Berlusconi had earlier decided not to go to the scene, saying he did not want to get in the way of the rescue efforts.

Some 250 millimetres (10 inches) of rain fell on northeastern Sicily in the space of a few hours on Thursday, triggering mudslides that collapsed buildings, carried off cars and cut off roads throughout the region.

Rescue workers and firemen, backed by sniffer dogs and some 200 volunteers resumed searching for survivors in the rubble of buildings Saturday, while helicopters flew in food for local inhabitants, regional civil defence spokesman Giampiero Gliubizzi said.

In Scaletta Zanclea, south of the port city of Messina on the northeastern tip of the island, mechanical diggers were clearing four or five metres (12-15 feet) of mud.

Witnesses said that in some towns such as Molino, the mud was up to seven metres deep.

Survivors were being kept away from the scene, and many seemed deprived of everything, including water supplies, although the rain still fell.

Several hundred people suffered some form of injury, and those needing hospital treatment had to be ferried aboard dinghies because the roads were impassable, while the seriously hurt were evacuated by helicopter.

Mudslides included one that stretched over 3.5 kilometres (two miles), cutting off communications and sweeping away dozens of cars between Messina and several coastal towns south of the city.

The Sicilian capital Palermo in the northwest was also affected, with motorists stranded in their cars and hospital emergency services flooded.

Some 400 people had to be evacuated and the government has declared a state of emergency in the region.

Officials, including President Giorgio Napolitano, hit out at the inadequate measures taken against natural disasters and the flouting of regulations on building in danger zones, saying the tragedy was totally predictable.
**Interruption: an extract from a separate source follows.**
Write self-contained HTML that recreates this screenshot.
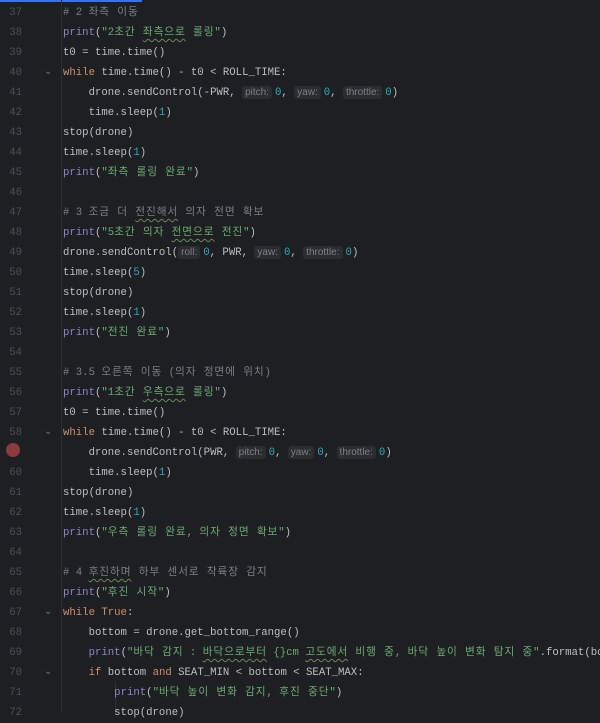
<!DOCTYPE html>
<html><head><meta charset="utf-8"><style>
body{margin:0;background:#1e1f22;width:600px;height:713px;overflow:hidden;position:relative;font-family:"Liberation Mono","Noto Sans CJK KR",monospace;font-size:10.67px;color:#bcbec4}
.top{position:absolute;left:0;top:0;width:142px;height:2px;background:#3574f0}
.sep{position:absolute;left:61px;top:0;width:1px;height:713px;background:#2b2d30}
.l{position:absolute;left:0;margin-top:2px;height:20px;line-height:20px;white-space:pre;width:600px;overflow:hidden}
.n{position:absolute;left:0;width:22px;text-align:right;color:#4b5059}
.f{position:absolute;left:44px;color:#6f737a;font-size:10px}
.c{position:absolute;left:63px}
.k{color:#cf8e6d}.s{color:#6aab73}.d{color:#2aacb8}.m{color:#7a7e85}.p{color:#8888c6}
.K{letter-spacing:0.9px}
.h{background:#2b2d30;color:#7d8086;border-radius:3px;padding:1px 3px;font-family:"Liberation Sans",sans-serif;font-size:10px;margin-right:3px}
.w{text-decoration:underline wavy #6a8759;text-underline-offset:3px;text-decoration-thickness:1px}
.bp{position:absolute;left:6px;top:443px;width:14px;height:14px;border-radius:50%;background:#8b3a3e}
.g{position:absolute;left:89px;width:1px;background:#2f3134}
</style></head><body>
<div class="top"></div><div class="sep"></div>
<div class="bp"></div>
<div class="g" style="left:115px;top:682px;height:31px"></div>
<div class="l" style="top:1px"><span class="n">37</span><span class="c"><span class="m"># 2 <span class="K">좌측 이동</span></span></span></div>
<div class="l" style="top:21px"><span class="n">38</span><span class="c"><span class="p">print</span>(<span class="s">"2<span class="K">초간 <span class="w">좌측으로</span> 롤링</span>"</span>)</span></div>
<div class="l" style="top:41px"><span class="n">39</span><span class="c">t0 = time.time()</span></div>
<div class="l" style="top:61px"><span class="n">40</span><span class="f">⌄</span><span class="c"><span class="k">while</span> time.time() - t0 &lt; ROLL_TIME:</span></div>
<div class="l" style="top:81px"><span class="n">41</span><span class="c">    drone.sendControl(-PWR, <span class="h">pitch:</span><span class="d">0</span>, <span class="h">yaw:</span><span class="d">0</span>, <span class="h">throttle:</span><span class="d">0</span>)</span></div>
<div class="l" style="top:101px"><span class="n">42</span><span class="c">    time.sleep(<span class="d">1</span>)</span></div>
<div class="l" style="top:121px"><span class="n">43</span><span class="c">stop(drone)</span></div>
<div class="l" style="top:141px"><span class="n">44</span><span class="c">time.sleep(<span class="d">1</span>)</span></div>
<div class="l" style="top:161px"><span class="n">45</span><span class="c"><span class="p">print</span>(<span class="s">"<span class="K">좌측 롤링 완료</span>"</span>)</span></div>
<div class="l" style="top:181px"><span class="n">46</span></div>
<div class="l" style="top:201px"><span class="n">47</span><span class="c"><span class="m"># 3 <span class="K">조금 더 <span class="w">전진해서</span> 의자 전면 확보</span></span></span></div>
<div class="l" style="top:221px"><span class="n">48</span><span class="c"><span class="p">print</span>(<span class="s">"5<span class="K">초간 의자 <span class="w">전면으로</span> 전진</span>"</span>)</span></div>
<div class="l" style="top:241px"><span class="n">49</span><span class="c">drone.sendControl(<span class="h">roll:</span><span class="d">0</span>, PWR, <span class="h">yaw:</span><span class="d">0</span>, <span class="h">throttle:</span><span class="d">0</span>)</span></div>
<div class="l" style="top:261px"><span class="n">50</span><span class="c">time.sleep(<span class="d">5</span>)</span></div>
<div class="l" style="top:281px"><span class="n">51</span><span class="c">stop(drone)</span></div>
<div class="l" style="top:301px"><span class="n">52</span><span class="c">time.sleep(<span class="d">1</span>)</span></div>
<div class="l" style="top:321px"><span class="n">53</span><span class="c"><span class="p">print</span>(<span class="s">"<span class="K">전진 완료</span>"</span>)</span></div>
<div class="l" style="top:341px"><span class="n">54</span></div>
<div class="l" style="top:361px"><span class="n">55</span><span class="c"><span class="m"># 3.5 <span class="K">오른쪽 이동</span> (<span class="K">의자 정면에 위치</span>)</span></span></div>
<div class="l" style="top:381px"><span class="n">56</span><span class="c"><span class="p">print</span>(<span class="s">"1<span class="K">초간 <span class="w">우측으로</span> 롤링</span>"</span>)</span></div>
<div class="l" style="top:401px"><span class="n">57</span><span class="c">t0 = time.time()</span></div>
<div class="l" style="top:421px"><span class="n">58</span><span class="f">⌄</span><span class="c"><span class="k">while</span> time.time() - t0 &lt; ROLL_TIME:</span></div>
<div class="l" style="top:441px"><span class="c">    drone.sendControl(PWR, <span class="h">pitch:</span><span class="d">0</span>, <span class="h">yaw:</span><span class="d">0</span>, <span class="h">throttle:</span><span class="d">0</span>)</span></div>
<div class="l" style="top:461px"><span class="n">60</span><span class="c">    time.sleep(<span class="d">1</span>)</span></div>
<div class="l" style="top:481px"><span class="n">61</span><span class="c">stop(drone)</span></div>
<div class="l" style="top:501px"><span class="n">62</span><span class="c">time.sleep(<span class="d">1</span>)</span></div>
<div class="l" style="top:521px"><span class="n">63</span><span class="c"><span class="p">print</span>(<span class="s">"<span class="K">우측 롤링 완료</span>, <span class="K">의자 정면 확보</span>"</span>)</span></div>
<div class="l" style="top:541px"><span class="n">64</span></div>
<div class="l" style="top:561px"><span class="n">65</span><span class="c"><span class="m"># 4 <span class="K"><span class="w">후진하며</span> 하부 센서로 착륙장 감지</span></span></span></div>
<div class="l" style="top:581px"><span class="n">66</span><span class="c"><span class="p">print</span>(<span class="s">"<span class="K">후진 시작</span>"</span>)</span></div>
<div class="l" style="top:601px"><span class="n">67</span><span class="f">⌄</span><span class="c"><span class="k">while True</span>:</span></div>
<div class="l" style="top:621px"><span class="n">68</span><span class="c">    bottom = drone.get_bottom_range()</span></div>
<div class="l" style="top:641px"><span class="n">69</span><span class="c">    <span class="p">print</span>(<span class="s">"<span class="K">바닥 감지</span> : <span class="K"><span class="w">바닥으로부터</span></span> {}cm <span class="K"><span class="w">고도에서</span> 비행 중</span>, <span class="K">바닥 높이 변화 탐지 중</span>"</span>.format(bottom))</span></div>
<div class="l" style="top:661px"><span class="n">70</span><span class="f">⌄</span><span class="c">    <span class="k">if</span> bottom <span class="k">and</span> SEAT_MIN &lt; bottom &lt; SEAT_MAX:</span></div>
<div class="l" style="top:681px"><span class="n">71</span><span class="c">        <span class="p">print</span>(<span class="s">"<span class="K">바닥 높이 변화 감지</span>, <span class="K">후진 중단</span>"</span>)</span></div>
<div class="l" style="top:701px"><span class="n">72</span><span class="c">        stop(drone)</span></div>
</body></html>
Napolitano called for investment in "a serious security plan, instead of monumental works," in reference to the 6.1 billion euro (8.5 billion dollar) bridge across the Straits of Messina due to start building next year.

Massimo Veltri, head of the Italian hydraulic engineering society, said that "in Italy people build anywhere, without regard for European standards."

"We must have a special plan for land protection and management, because rain, even intense, should not be causing dozens of victims in a short time," he added, quoted by the ANSA news agency.

According to the civil and environmental protection agency, 70 percent of Italian communities are threatened by water damage, enhanced by abuses, deforestation and unplanned building.

"Once more Italians are paying a high price for negligence and abuses in the building industry which has covered large areas of the country with concrete in an uncontrolled manner, especially in the south," an official of the opposition Democratic Party said.

The press also weighed in Saturday, with Corriere della Sera publishing a catalogue of environmental disasters caused by irresponsible actions.

"It rains in the autumn, sometimes a lot," La Stampa observed. "If you build in a river bed, your house will very probably be swept away."

La Repubblica recalled that the area had been hit by similar mudslides in October 2007, adding, "Two years later, nothing has been done."

"The area is already very fragile, and we have seen total negligence, especially with the lack of drainage," Gian Vito Graziano, president of the regional association of geologists, said earlier.

Environmentalist Giulia Maria Mozzoni Crespi said: "Everything is down to negligence and a lack of concern for the environment."

Sicilian politicians "don't think about the landscape because they want to help their friends who want to build," said Mozzoni Crespi, head of the Italian Fund for the Environment.